There is no formal draft day in the world of pro surfing. Unlike football, basketball or baseball, surfers simply turn pro when they think they’re ready, and find out how right or wrong they were once they set out to compete on the world stage. That said, the Surfing Industrial Complex always demands new stars. Companies seeking a boost in market share will pay top dollar for the next big thing, whether they’re ready for it or not. Fred Patacchia understands this better than anyone.
The former NSSA Nationals Champion was surfing’s version of the number-one draft pick five years ago. He was rewarded with a big contract, heaps of media hype, and the expectations of great things to come. But reality quickly set in for Fred and his followers. As good as he was, he was still just a kid who needed some time to grow up and find his way. As he toiled on the World Qualifying Series for the better part of three years, Fred slowly faded into the background, nearly out of view.
Then, just when many were about to give up on him, Patacchia got it together, graduated into the big leagues and came out firing with a banner rookie season, finishing a very respectable 14th in the ratings in 2005, and taking Rookie of the Year honors. The young man from Oahu’s North Shore has been taking it to the ASP’s older guard this year too, still silently chipping away toward his ultimate goal. While it might have taken a while, clearly Patacchia has arrived. We caught up with Fred to see how he’s handled the pressure of his journey from local to limelight, to obscurity, back into the spotlight again.
You must be riding pretty high these days based on where you’re sitting on the world tour rankings.
Yeah, that’s for sure. It’s always nice to get off the ’QS. Being where I’m at right now is pretty much a lifelong dream. It’s just one step closer to becoming a world champ, which is every surfer’s dream.
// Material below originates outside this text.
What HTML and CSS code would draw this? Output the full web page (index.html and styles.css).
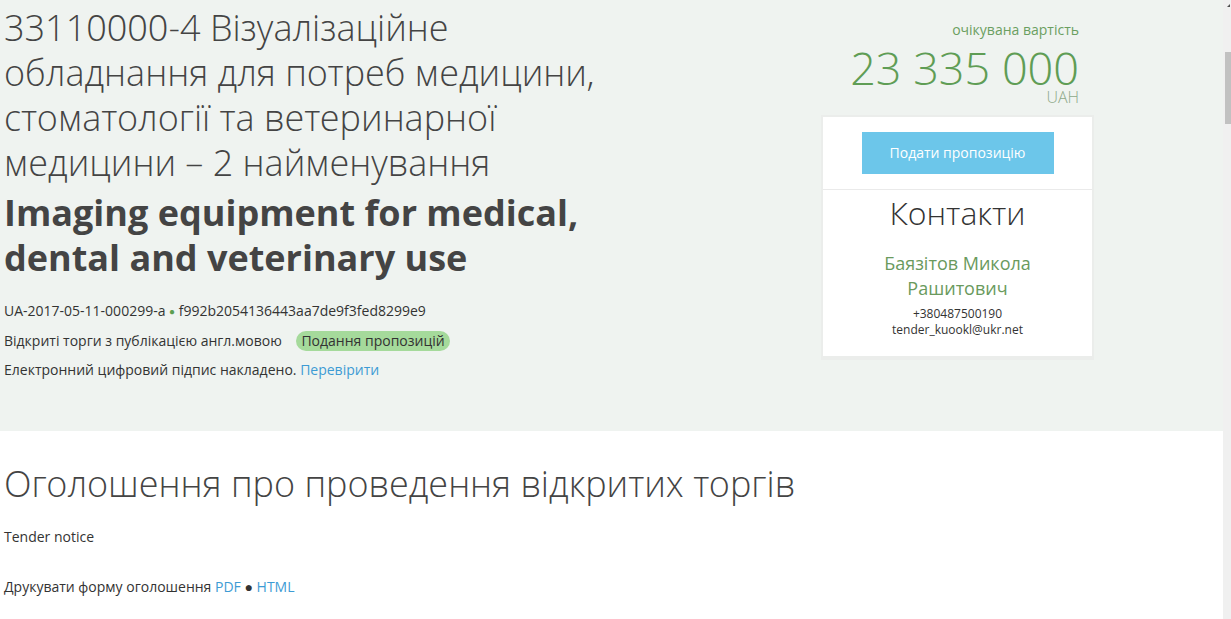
FILE: index.html
```html
<!DOCTYPE html>
<html lang="uk">
<head>
	<meta charset="UTF-8">
	<title>33110000-4 Візуалізаційне обладнання</title>
	<link rel="stylesheet" href="styles.css">
</head>
<body>
	<div class="page">
		<!-- шапка закупівлі -->
		<div class="tender-head">
			<div class="head-main">
				<h1 class="title">33110000-4 Візуалізаційне обладнання для потреб медицини, стоматології та ветеринарної медицини – 2 найменування</h1>
				<h2 class="title-en">Imaging equipment for medical, dental and veterinary use</h2>
				<div class="meta">
					<p>UA-2017-05-11-000299-a <span class="dot">●</span> f992b2054136443aa7de9f3fed8299e9</p>
					<p>Відкриті торги з публікацією англ.мовою <span class="status">Подання пропозицій</span></p>
					<p>Електронний цифровий підпис накладено. <a href="#">Перевірити</a></p>
				</div>
			</div>
			<div class="head-side">
				<div class="price">
					<div class="price-label">очікувана вартість</div>
					<div class="price-value">23 335 000</div>
					<div class="price-cur">UAH</div>
				</div>
				<div class="card">
					<div class="card-btn">
						<a class="btn-bid" href="#">Подати пропозицію</a>
					</div>
					<div class="contacts">
						<h3>Контакти</h3>
						<div class="contact-name">Баязітов Микола Рашитович</div>
						<div class="contact-line">+380487500190</div>
						<div class="contact-line">tender_kuookl@ukr.net</div>
					</div>
				</div>
			</div>
		</div>
		<!-- оголошення -->
		<div class="notice">
			<h2>Оголошення про проведення відкритих торгів</h2>
			<p>Tender notice</p>
			<p class="print">Друкувати форму оголошення <a href="#">PDF</a> ● <a href="#">HTML</a></p>
		</div>
	</div>
	<!-- смуга прокрутки -->
	<div class="scrollbar">
		<span class="arrow"></span>
		<span class="thumb"></span>
	</div>
</body>
</html>
```

FILE: styles.css
```css
html,
body{
	margin: 0;
	padding: 0;
	height: 100%;
	overflow: hidden;
}
body{
	font-family: "Open Sans", "Noto Sans", sans-serif;
	font-size: 14px;
	color: #333;
	background-color: #fff;
}
a{
	color: #3d9bd4;
	text-decoration: none;
}
.light{
	font-family: "Open Sans Light", "Open Sans", "Noto Sans", sans-serif;
}
.page{
	width: 1223px;
}
.tender-head{
	display: flex;
	background-color: #eff3f0;
	height: 431px;
	box-sizing: border-box;
}
.head-main{
	width: 817px;
	padding-left: 4px;
	box-sizing: border-box;
}
.title,
.price-value,
.price-cur,
.contacts h3,
.notice h2{
	font-family: "Open Sans Light", "Open Sans", "Noto Sans", sans-serif;
	font-weight: 300;
}
.title{
	width: 600px;
	margin: 0;
	padding-top: 5px;
	font-size: 36px;
	line-height: 45px;
	color: #444;
}
.title-en{
	width: 600px;
	margin: 0;
	padding-top: 5px;
	font-size: 36px;
	font-weight: 700;
	line-height: 45px;
	color: #444;
}
.meta{
	margin-top: 16px;
}
.meta p{
	margin: 0;
	line-height: 30px;
}
.meta p:last-child{
	margin-top: -1px;
}
.dot{
	color: #5c9e50;
	font-size: 10px;
	vertical-align: 1px;
}
.status{
	display: inline-block;
	margin-left: 11px;
	padding: 0 5px;
	line-height: 20px;
	border-radius: 10px;
	background-color: #a5da9b;
	color: #333;
}
.head-side{
	width: 273px;
	margin-left: 4px;
}
.price{
	text-align: right;
	padding: 20px 15px 0 0;
	color: #5f9d55;
}
.price-label{
	font-size: 14px;
	line-height: 20px;
	color: #6b9f61;
}
.price-value{
	font-size: 45px;
	line-height: 42px;
	margin-top: 7px;
}
.price-cur{
	font-size: 16px;
	line-height: 12px;
	margin-top: 2px;
	color: #8da989;
}
.card{
	margin-top: 12px;
	background-color: #fff;
	border: 2px solid #ebedeb;
	border-bottom-width: 4px;
	text-align: center;
}
.card-btn{
	padding: 15px 0 15px;
	border-bottom: 1px solid #eaeaea;
}
.btn-bid{
	display: inline-block;
	width: 192px;
	line-height: 42px;
	background-color: #6cc6ea;
	color: #fff;
	font-size: 14px;
}
.contacts{
	padding: 0 20px 18px;
}
.contacts h3{
	margin: 0;
	font-size: 32px;
	line-height: 46px;
	color: #333;
}
.contact-name{
	margin: 15px 0 5px;
	font-size: 18px;
	line-height: 25px;
	color: #6a9a5d;
	padding: 0 30px;
}
.contact-line{
	font-size: 12px;
	line-height: 16px;
	color: #333;
}
.notice{
	padding-left: 4px;
}
.notice h2{
	margin: 0;
	padding-top: 30px;
	font-size: 36px;
	line-height: 46px;
	color: #444;
}
.notice p{
	margin: 20px 0 0;
	line-height: 20px;
}
.notice .print{
	margin-top: 30px;
}
.scrollbar{
	position: fixed;
	top: 0;
	right: 0;
	width: 8px;
	height: 100%;
	background-color: #f0f0f0;
}
.scrollbar .arrow{
	position: absolute;
	top: 4px;
	right: 1px;
	width: 0;
	height: 0;
	border-left: 3px solid transparent;
	border-bottom: 3px solid #505050;
}
.scrollbar .thumb{
	position: absolute;
	top: 52px;
	right: 0;
	width: 6px;
	height: 72px;
	background-color: #c1c1c1;
}
```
In order to be world champ you’ve got to be on this tour, so I guess I wouldn’t call it like the first step. I’d call it probably like the third step.
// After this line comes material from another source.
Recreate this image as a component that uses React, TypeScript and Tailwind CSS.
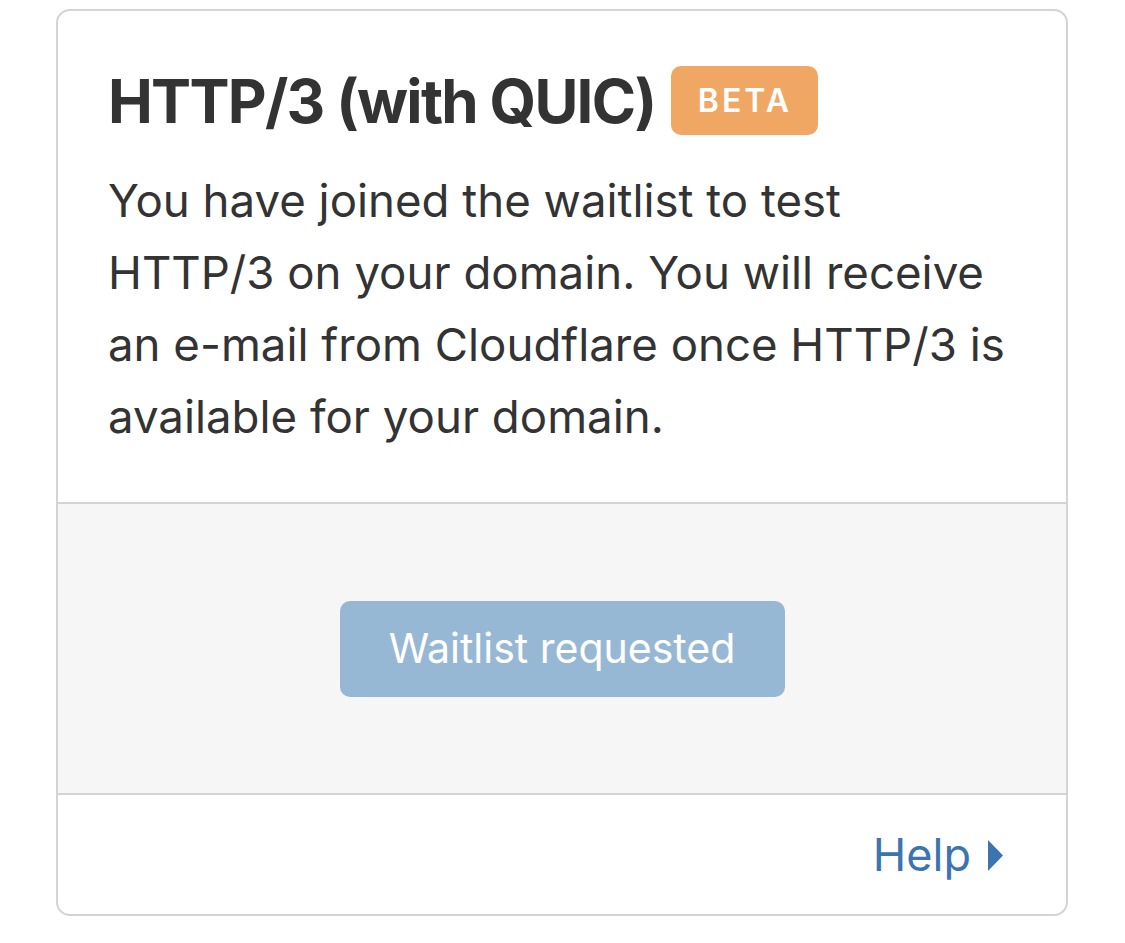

Kelly and Andy got most of the attention last year because of the title race, so it seems your impressive Rookie of the Year season was a bit overlooked.
Yeah, you know, it was, but I think the Rookie of the Year thing only started being really big in the past few years—to me, anyway. Ever since Bruce Irons got it. But I think there are lot more rookies actually coming up that are causing problems on the ’CT.